The rockhead poacher is a weird-looking fish. It has a large, bowl-shaped dip in the middle of its head. Scientists have long wondered why and a now they’ve come up with an interesting theory. Researchers at Louisiana State University (LSU) have suggested that the fish uses the bowl like a percussion instrument to create buzzing sounds for communication.
Rockhead poachers are notable for their strange head, which has a hole in it. “It looks like the fish has a large chunk of its skull missing – as though somebody took a little ice cream scoop and took a piece of it away,” says Daniel Geldof, a researcher at LSU. “This sort of feature is more-or-less unheard of among fishes – or any other vertebrate.”

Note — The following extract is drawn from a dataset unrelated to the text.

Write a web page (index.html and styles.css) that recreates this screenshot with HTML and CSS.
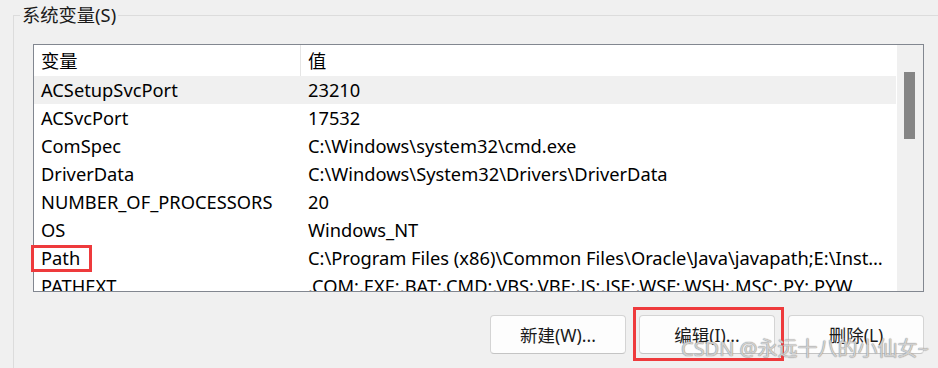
FILE: index.html
```html
<!DOCTYPE html>
<html lang="zh-CN">
<head>
  <meta charset="UTF-8" />
  <title>系统变量</title>
  <link rel="stylesheet" href="styles.css">
</head>
<body>

  <fieldset class="group">
    <legend>系统变量(S)</legend>

    <div class="list">
      <div class="table">
        <div class="row head">
          <div class="cell name">变量</div>
          <div class="cell value">值</div>
        </div>
        <div class="rows">
          <div class="row selected">
            <div class="cell name">ACSetupSvcPort</div>
            <div class="cell value">23210</div>
          </div>
          <div class="row">
            <div class="cell name">ACSvcPort</div>
            <div class="cell value">17532</div>
          </div>
          <div class="row">
            <div class="cell name">ComSpec</div>
            <div class="cell value">C:\Windows\system32\cmd.exe</div>
          </div>
          <div class="row">
            <div class="cell name">DriverData</div>
            <div class="cell value">C:\Windows\System32\Drivers\DriverData</div>
          </div>
          <div class="row">
            <div class="cell name">NUMBER_OF_PROCESSORS</div>
            <div class="cell value">20</div>
          </div>
          <div class="row">
            <div class="cell name">OS</div>
            <div class="cell value">Windows_NT</div>
          </div>
          <div class="row">
            <div class="cell name mark">Path</div>
            <div class="cell value">C:\Program Files (x86)\Common Files\Oracle\Java\javapath;E:\Install\Python\Scripts\;E:\Install\Python\</div>
          </div>
          <div class="row">
            <div class="cell name">PATHEXT</div>
            <div class="cell value">.COM;.EXE;.BAT;.CMD;.VBS;.VBE;.JS;.JSE;.WSF;.WSH;.MSC;.PY;.PYW</div>
          </div>
        </div>
      </div>
      <div class="scrollbar">
        <div class="thumb"></div>
      </div>
    </div>

    <div class="actions">
      <button type="button">新建(W)...</button>
      <button type="button" class="marked">编辑(I)...</button>
      <button type="button">删除(L)</button>
    </div>
  </fieldset>

  <!-- watermark -->
  <div class="watermark">CSDN @永远十八的小仙女~</div>

</body>
</html>
```

FILE: styles.css
```css
html, body {
  margin: 0;
  height: 368px;
  overflow: hidden;
}
body {
  background: #f0f0f0;
  font-family: "Noto Sans", "Noto Sans CJK SC", sans-serif;
  font-size: 18.3px;
  color: #000;
  position: relative;
}

/* Group box */
.group {
  margin: 5px 0 0 13px;
  padding: 0 0 0 19px;
  width: 926px;
  height: 364px;
  border: 1px solid #dcdcdc;
  box-sizing: border-box;
}
.group legend {
  margin-left: -13px;
  padding: 0 2px;
  line-height: 20px;
  color: #1a1a1a;
}

/* List view */
.list {
  margin-top: 19px;
  width: 891px;
  height: 248px;
  border: 1px solid #828790;
  box-sizing: border-box;
  background: #fff;
  display: flex;
}
.table {
  flex: 1;
  min-width: 0;
}
.rows {
  height: 215px;
  clip-path: inset(0 -12px 0 -12px);
}
.row {
  display: flex;
  height: 28px;
  line-height: 28px;
}
.row.head {
  height: 31px;
  line-height: 31px;
}
.row.selected {
  background: #f0f0f0;
}
.cell {
  white-space: nowrap;
  box-sizing: border-box;
}
.cell.name {
  width: 267px;
  padding-left: 7px;
  position: relative;
}
.row.head .cell.name {
  border-right: 1px solid #e5e5e5;
}
.cell.value {
  flex: 1;
  min-width: 0;
  padding: 0 6px 0 7px;
  overflow: hidden;
  text-overflow: ellipsis;
}

/* red annotation boxes */
.cell.mark::after {
  content: "";
  position: absolute;
  left: -3px;
  top: 1px;
  width: 61px;
  height: 27px;
  border: 3px solid #ee3a3c;
  box-sizing: border-box;
}

.scrollbar {
  width: 26px;
  border-left: 1px solid #fff;
  background: #f0f0f0;
  padding-top: 27px;
}
.thumb {
  width: 11px;
  height: 67px;
  margin-left: 7px;
  background: #858585;
}

/* Buttons */
.actions {
  width: 891px;
  margin-top: 23px;
  display: flex;
  justify-content: flex-end;
  gap: 13px;
}
.actions button {
  width: 136px;
  height: 39px;
  font: inherit;
  font-size: 17.5px;
  color: #1a1a1a;
  background: #fdfdfd;
  border: 1px solid #d4d4d4;
  border-bottom-color: #c4c4c4;
  border-radius: 4px;
  position: relative;
}
.actions button.marked::after {
  content: "";
  position: absolute;
  left: -7px;
  right: -10px;
  top: -9px;
  bottom: -8px;
  border: 3px solid #ee3a3c;
}

.watermark {
  position: absolute;
  left: 681px;
  top: 336px;
  font-size: 20px;
  line-height: 26px;
  color: rgba(255, 255, 255, 0.6);
  text-shadow: 0 0 1px #8a8a8a, 0 0 1px #8a8a8a;
  white-space: nowrap;
}
```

Unsurprisingly, this unique feature has attracted scientists’ attention. “I am not the first ichthyologist [fish biologist] to notice that the rockhead is weird, or to wonder why it has a bizarre hole in its head,” says Geldof.
Theories around the purpose of this curious cup include being useful for camouflage, sensing the world around it and making noise.
To get to the bottom of the mystery, researchers had to find specimens to study, which isn’t an easy task. These fish live in shallow, rocky intertidal zones from California to Alaska and are very good at hiding.
They can sometimes be found at a place called Deadman Bay in Washington at low tide. “We’ll show up with a team of 5–25 people and walk down to a pair of very large permanent tidepools. Once the tide is too low to refill the pools, we form a bucket brigade and empty them, leaving a puddle full of confused fishes at the bottom,” Geldof explains. “When we’re lucky, a few of these fishes are rockheads.”
Once he’d found the fish, Geldof used a microCT scanner to create a detailed 3D model of its bowl-shaped head without having to dissect the preserved animal.


The model was so detailed that it showed individual nerves. “When you zoom in, it becomes clear that there are lots of tiny structures within the fish’s bizarre head-hole,” he says. “There are visually obvious rods (a few millimetres long) on the rear face of the pit, and extremely tiny spines of bone, all pointing inwards.”
These new images gave Geldof a better idea of how the rockhead poacher might use its pit to sense motion and create sound. He believes that the rockhead uses the tiny spines inside its head as water motion sensors because they would move as water flows through the pit.
He was also excited to discover more about how rockhead poachers make sound. “If you pick up a poacher underwater, it’ll generally get annoyed and start ‘talking’,” he says. “It feels like you’ve grabbed a cell phone on vibrate mode.”
The scans showed that the fish’s first set of ribs were very large. “They became huge and butted right up against the hard, bony dish at the base of the cranial pit,” he says. Powerful muscles allow these fish to use these ribs like drumsticks: vibrating them against the dip in the skull. “Essentially, this fish seems to have built a percussion instrument into its head.”
This is useful because it’s difficult for the rockhead to be heard among the crashing waves in its tidal habitat. “The rockhead is… an extremely small fish in a very, very noisy environment,” he says. “It is extremely difficult to localise sound underwater. The shallower you go, the noisier it gets.”
Geldof has many more questions he wants to answer, including what would happen if the fish’s bowl was not filled with water (something he suggests doing by putting a harmless hat on live individuals).
What they learn could help engineers understand how to produce and transmit sound more effectively underwater.
And further studies could have surprising results, he says, as this “is how spectacular, unexpected discoveries begin.”